• The task:
Copy all lines that contain the word "this".

• Excerpted records:

■ ■ ■

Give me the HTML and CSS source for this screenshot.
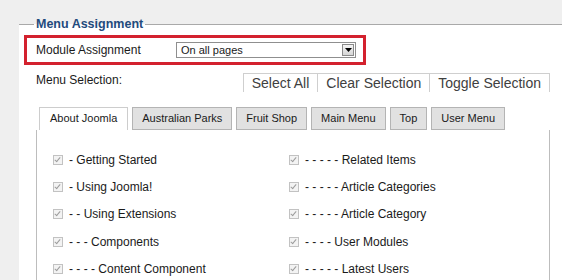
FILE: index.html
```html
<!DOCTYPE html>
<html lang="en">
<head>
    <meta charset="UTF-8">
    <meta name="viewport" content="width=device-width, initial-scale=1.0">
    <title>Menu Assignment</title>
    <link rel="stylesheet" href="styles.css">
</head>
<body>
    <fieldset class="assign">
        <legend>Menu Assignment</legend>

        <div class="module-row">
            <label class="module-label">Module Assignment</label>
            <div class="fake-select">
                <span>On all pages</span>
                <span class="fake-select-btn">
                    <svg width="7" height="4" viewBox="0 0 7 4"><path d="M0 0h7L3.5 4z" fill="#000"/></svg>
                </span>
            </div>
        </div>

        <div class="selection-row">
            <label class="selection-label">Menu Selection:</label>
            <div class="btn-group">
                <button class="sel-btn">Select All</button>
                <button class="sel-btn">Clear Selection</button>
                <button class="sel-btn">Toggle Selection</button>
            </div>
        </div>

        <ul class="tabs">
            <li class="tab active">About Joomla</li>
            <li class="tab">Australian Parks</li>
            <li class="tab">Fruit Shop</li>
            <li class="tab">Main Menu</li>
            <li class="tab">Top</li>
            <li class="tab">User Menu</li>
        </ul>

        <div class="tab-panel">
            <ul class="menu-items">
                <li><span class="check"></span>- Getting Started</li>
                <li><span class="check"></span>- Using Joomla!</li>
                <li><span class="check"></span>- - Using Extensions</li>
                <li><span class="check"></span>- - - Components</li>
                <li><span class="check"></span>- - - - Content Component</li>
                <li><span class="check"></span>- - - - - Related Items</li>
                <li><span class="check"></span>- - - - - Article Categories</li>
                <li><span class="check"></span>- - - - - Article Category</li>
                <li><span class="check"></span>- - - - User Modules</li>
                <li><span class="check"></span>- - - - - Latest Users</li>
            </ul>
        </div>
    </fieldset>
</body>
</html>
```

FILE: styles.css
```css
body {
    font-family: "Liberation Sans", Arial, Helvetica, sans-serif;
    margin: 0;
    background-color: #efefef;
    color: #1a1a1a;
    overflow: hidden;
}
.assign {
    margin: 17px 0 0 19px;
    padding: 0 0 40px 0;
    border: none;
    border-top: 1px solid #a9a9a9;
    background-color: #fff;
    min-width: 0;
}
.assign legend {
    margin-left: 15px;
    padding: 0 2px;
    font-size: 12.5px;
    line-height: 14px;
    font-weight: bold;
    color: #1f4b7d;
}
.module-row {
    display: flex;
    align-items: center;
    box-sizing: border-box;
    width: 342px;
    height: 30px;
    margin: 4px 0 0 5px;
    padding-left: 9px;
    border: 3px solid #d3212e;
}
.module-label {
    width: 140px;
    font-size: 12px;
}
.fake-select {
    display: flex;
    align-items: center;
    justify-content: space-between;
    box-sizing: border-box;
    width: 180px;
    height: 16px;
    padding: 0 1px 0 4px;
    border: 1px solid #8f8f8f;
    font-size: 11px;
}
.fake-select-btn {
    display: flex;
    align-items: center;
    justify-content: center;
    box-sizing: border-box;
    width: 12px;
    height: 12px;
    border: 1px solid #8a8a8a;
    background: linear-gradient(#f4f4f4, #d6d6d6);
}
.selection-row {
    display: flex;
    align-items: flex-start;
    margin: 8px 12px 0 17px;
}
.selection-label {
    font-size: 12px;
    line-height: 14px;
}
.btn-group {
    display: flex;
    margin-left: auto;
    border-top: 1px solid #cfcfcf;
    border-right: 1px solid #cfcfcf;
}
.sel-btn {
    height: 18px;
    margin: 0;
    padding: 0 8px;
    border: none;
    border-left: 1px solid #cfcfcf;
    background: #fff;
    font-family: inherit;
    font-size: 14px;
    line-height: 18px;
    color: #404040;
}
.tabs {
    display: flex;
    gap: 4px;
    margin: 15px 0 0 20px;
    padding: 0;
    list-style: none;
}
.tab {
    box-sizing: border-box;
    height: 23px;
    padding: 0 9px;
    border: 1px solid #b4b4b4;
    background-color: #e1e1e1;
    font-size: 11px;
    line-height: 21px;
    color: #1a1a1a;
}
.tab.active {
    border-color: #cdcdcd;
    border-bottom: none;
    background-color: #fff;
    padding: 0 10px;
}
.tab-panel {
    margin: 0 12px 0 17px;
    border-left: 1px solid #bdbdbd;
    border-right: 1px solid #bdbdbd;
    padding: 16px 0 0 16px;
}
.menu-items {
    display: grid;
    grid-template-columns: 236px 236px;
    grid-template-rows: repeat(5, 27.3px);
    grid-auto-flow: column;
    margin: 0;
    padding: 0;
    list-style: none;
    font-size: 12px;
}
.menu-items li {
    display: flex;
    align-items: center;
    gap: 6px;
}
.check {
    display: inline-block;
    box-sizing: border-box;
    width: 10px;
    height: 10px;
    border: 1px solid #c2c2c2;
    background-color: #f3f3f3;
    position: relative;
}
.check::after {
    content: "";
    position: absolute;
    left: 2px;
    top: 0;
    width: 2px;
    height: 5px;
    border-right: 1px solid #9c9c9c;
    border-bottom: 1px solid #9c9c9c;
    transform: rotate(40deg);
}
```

■ ■ ■

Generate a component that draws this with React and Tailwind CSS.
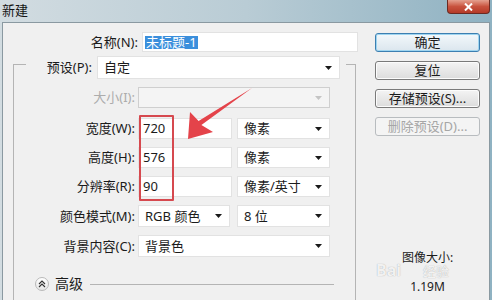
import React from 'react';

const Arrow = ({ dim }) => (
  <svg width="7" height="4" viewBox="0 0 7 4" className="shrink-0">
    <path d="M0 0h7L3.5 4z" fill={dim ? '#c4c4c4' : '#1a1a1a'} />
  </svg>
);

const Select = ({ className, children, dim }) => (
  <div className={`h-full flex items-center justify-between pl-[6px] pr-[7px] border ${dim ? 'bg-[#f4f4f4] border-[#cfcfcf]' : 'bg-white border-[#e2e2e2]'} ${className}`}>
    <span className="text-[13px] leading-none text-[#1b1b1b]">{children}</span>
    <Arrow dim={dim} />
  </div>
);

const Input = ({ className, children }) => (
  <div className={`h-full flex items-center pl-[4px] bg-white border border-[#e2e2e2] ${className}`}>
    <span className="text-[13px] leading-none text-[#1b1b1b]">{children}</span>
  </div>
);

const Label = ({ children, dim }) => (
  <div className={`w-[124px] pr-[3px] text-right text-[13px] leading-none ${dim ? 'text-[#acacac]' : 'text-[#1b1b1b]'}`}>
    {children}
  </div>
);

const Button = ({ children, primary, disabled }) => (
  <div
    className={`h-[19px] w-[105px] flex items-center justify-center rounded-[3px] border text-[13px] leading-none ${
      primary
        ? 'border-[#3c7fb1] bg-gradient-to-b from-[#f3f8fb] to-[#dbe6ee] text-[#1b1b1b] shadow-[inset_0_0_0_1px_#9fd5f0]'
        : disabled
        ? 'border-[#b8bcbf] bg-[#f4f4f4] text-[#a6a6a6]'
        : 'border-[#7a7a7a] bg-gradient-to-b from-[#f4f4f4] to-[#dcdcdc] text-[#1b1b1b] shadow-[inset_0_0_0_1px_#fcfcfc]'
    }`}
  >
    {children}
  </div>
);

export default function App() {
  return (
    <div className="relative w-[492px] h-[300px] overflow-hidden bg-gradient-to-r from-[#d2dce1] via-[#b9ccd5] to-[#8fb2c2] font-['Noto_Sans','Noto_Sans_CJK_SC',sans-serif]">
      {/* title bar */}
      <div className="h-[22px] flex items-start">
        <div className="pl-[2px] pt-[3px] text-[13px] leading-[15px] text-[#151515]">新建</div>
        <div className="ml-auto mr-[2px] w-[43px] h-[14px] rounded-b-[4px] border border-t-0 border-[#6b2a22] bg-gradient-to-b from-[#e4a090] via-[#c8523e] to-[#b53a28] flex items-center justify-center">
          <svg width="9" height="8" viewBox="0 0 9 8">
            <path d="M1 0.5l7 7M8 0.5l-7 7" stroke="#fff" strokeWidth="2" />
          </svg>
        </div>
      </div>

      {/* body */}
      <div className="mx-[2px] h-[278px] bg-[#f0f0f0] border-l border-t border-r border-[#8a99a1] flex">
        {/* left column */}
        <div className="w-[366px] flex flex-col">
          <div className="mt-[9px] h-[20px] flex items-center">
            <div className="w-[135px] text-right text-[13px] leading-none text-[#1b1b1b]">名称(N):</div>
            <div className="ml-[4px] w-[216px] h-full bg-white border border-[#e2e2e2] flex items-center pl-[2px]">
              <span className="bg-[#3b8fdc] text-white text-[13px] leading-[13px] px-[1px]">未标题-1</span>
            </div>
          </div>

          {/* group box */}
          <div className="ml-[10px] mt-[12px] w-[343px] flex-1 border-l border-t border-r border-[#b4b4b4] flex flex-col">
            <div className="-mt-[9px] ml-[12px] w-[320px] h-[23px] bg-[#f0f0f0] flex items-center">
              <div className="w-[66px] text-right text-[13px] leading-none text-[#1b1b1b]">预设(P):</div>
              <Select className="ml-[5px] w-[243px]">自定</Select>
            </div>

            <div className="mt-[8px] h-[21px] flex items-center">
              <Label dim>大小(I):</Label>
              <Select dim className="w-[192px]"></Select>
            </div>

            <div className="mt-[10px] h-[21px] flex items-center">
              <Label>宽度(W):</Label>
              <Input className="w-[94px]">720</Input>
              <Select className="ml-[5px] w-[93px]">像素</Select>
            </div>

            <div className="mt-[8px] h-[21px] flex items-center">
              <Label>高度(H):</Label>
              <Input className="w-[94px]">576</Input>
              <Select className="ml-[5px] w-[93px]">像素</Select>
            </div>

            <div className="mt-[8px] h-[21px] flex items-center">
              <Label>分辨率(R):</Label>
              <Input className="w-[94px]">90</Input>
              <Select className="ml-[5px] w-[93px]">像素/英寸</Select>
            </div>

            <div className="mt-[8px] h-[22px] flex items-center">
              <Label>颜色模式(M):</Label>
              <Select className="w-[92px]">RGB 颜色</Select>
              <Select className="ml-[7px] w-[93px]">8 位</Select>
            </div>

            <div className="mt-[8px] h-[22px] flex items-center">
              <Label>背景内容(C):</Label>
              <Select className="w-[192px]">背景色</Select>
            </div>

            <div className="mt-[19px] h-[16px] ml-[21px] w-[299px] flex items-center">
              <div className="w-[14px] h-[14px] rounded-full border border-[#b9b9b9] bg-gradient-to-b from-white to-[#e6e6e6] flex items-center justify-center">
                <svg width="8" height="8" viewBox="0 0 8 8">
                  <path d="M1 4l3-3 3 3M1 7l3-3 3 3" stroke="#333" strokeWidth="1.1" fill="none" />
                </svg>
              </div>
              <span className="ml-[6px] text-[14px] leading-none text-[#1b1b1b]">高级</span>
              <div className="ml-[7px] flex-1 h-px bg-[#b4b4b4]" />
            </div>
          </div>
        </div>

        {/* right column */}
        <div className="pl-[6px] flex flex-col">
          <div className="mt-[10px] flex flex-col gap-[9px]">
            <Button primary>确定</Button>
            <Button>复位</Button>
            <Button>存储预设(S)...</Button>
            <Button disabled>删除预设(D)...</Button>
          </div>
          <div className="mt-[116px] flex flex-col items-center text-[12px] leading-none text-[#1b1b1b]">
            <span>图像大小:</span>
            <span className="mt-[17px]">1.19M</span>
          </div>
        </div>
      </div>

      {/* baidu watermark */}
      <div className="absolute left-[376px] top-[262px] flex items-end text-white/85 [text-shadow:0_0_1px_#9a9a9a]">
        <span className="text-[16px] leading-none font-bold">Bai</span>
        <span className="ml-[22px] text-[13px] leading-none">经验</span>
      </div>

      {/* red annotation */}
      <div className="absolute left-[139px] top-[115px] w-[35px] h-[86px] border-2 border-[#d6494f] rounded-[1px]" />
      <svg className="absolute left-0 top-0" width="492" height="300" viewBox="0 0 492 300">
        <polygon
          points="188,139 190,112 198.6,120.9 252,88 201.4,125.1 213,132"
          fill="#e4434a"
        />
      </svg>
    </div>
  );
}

■ ■ ■

• Written reply:
Give me the HTML and CSS source for this screenshot.
Generate a component that draws this with React and Tailwind CSS.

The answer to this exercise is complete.